Während die offiziellen HortInnova-Ergebnisse nicht sonderlich überraschten, waren die jeweils vorgetragenen kritischen Anmerkungen, mehrere Podiumsdiskussionen und die Gesprächsbeiträge der Teilnehmer erkenntnisreich und spannend. Mehrfach wurde formuliert, nicht in erster Linie auf vermeintlich hilfreiche Untersuchungen und Analysen zu den Zielgruppen des Gartenbaus zu setzen. Viel wesentlicher für die Zukunft der Branche sei, selbstbewusst, ideenreich und kreativ mit den vielen wunderbaren Möglichkeiten des Gartenbaus neue Wege zu finden und die Menschen und Kunden dafür zu begeistern. „Es geht weniger darum, dass wir versuchen, die Gesellschaft zu verstehen, sondern vielmehr darum, dass wir als Gartenbau fragen, was wir für die Gesellschaft tun können", formulierte Prof. Dr. Ernst Berg, Bonn.
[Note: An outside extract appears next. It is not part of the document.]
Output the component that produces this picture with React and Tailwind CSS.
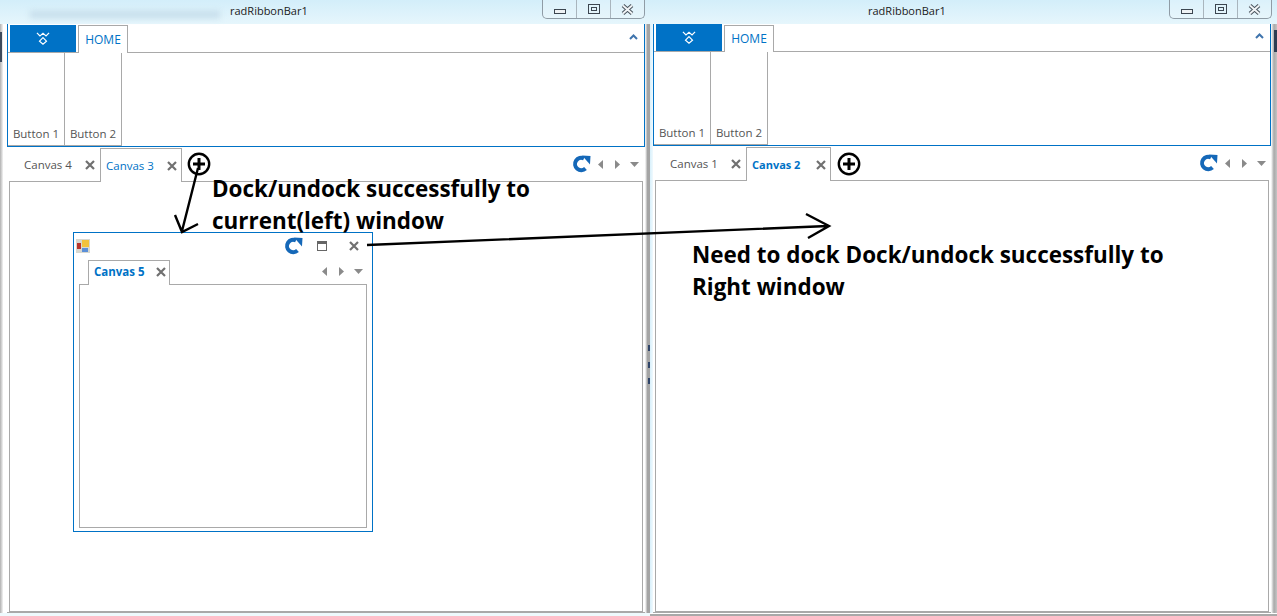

Immer wieder klang an, dass vermeintliche Trends wie Nachhaltigkeit keineswegs so klar und wichtig wie behauptet sind – Verbraucher kümmern sich oft viel weniger darum, als vermutet. Die Entwicklungen im urbanen Gartenbau sind spannend, sollten aber nicht überschätzt werden.
Deutlich wurde, dass die Frage nach der Zukunft der Familienbetriebe eine ganz zentrale, vielleicht sogar die zentrale Frage ist. Die Anforderungen an diese Betriebe werden dramatisch größer und größer, sie sind kaum mehr zu bewältigen. Einzelunternehmer können nicht mehr auf allen nötigen Feldern glänzen. Wie können Betriebe in hilfreiche Netzwerke eingebunden werden? Hier besteht großer Forschungs- und Beratungsbedarf.